2.8  Tenants choice requires Fair competition

  The "Decent Homes" public service agreement target is being implemented in a way which overrules the ongoing government commitment to "tenants' choice". This results from the unfair financial competition against council housing. In this context the "decent homes" targets risk being discredited in tenants' eyes as a cynically manipulated manoeuvre to end council housing. This situation is not justified financially—the fair funding of council housing would be a prudent use of public funding. To achieve locally-agreed decent homes standards for all council housing requires measures to create a level playing field and give substance to the fourth option tenants and many local authorities want: council homes remaining under direct council management with substantial investment available directly without strings attached. This will give tenants real choice in implementing decent homes targets.

    —  What precise budget is used to meet the additional costs to government of "overhanging debt" transferred from local authorities due to transfer? [what funding available for PFI credits, and how much made available to underwrite PEI schemes in housing and other sectors including health, education? How much does this amount to and is it an equitable and justified use of public funds?

    —  What is the total cost to local and national government of stock transfer so far?

    —  What is the total "Daylight Robbery" difference between council rental income and allocated expenditure on management and maintenance and MRA? Why is this not used to fund direct investment in council housing? How does government justify transferring these so-called "surpluses" to transfer landlords?
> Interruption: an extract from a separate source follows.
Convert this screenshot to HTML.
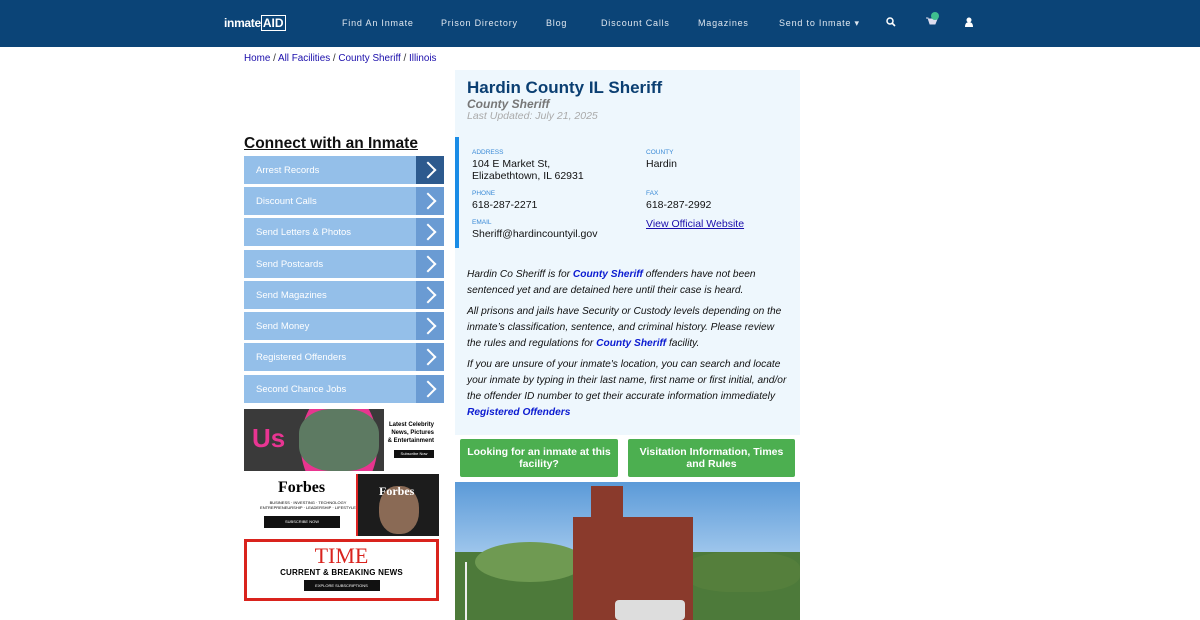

  Liverpool Council's stock options survey estimated that it would cost around £117 million to carry out the necessary repairs to bring 13,000 of its homes up to the decency standard. Cabinet member for housing Flo Clucas said neither arm's-length management nor the private finance initiative looked like viable options, and the lack of alternatives available meant councils had their "hands tied behind their backs". "We certainly do not have enough money to bring the properties up to the standard," she said. "It's highly unlikely that we'll be able to do so. We believe there needs to be some flexibility from government."

  Birmingham Council's chief executive Lin Homer told Inside Housing there was no quick fix for the city's housing service. Ms Homer said: "I do not think we are going to turn around housing in the city overnight.

  "My focus is not particularly on what we do in the star rating this year, it's on what we do in the city over the next few years," she said. "We do not think we are in it for quick wins."

  Frances O'Grady deputy general secretary, TUC

    "The TUC wants to see a level playing field for housing investment. Sadly the Local Government Bill will encourage precisely the opposite. Councils that transfer their stock will have debts wiped out. Councils that do not transfer will continue to service their housing debt. Good quality housing is central to ensuring a decent quality of life. Government must deal with the backlog in all public housing repairs, much sooner than 2010. There are twice as many families live in council housing as in housing association housing. So it's pretty obvious that to solve the problem the government has got to invest in council housing."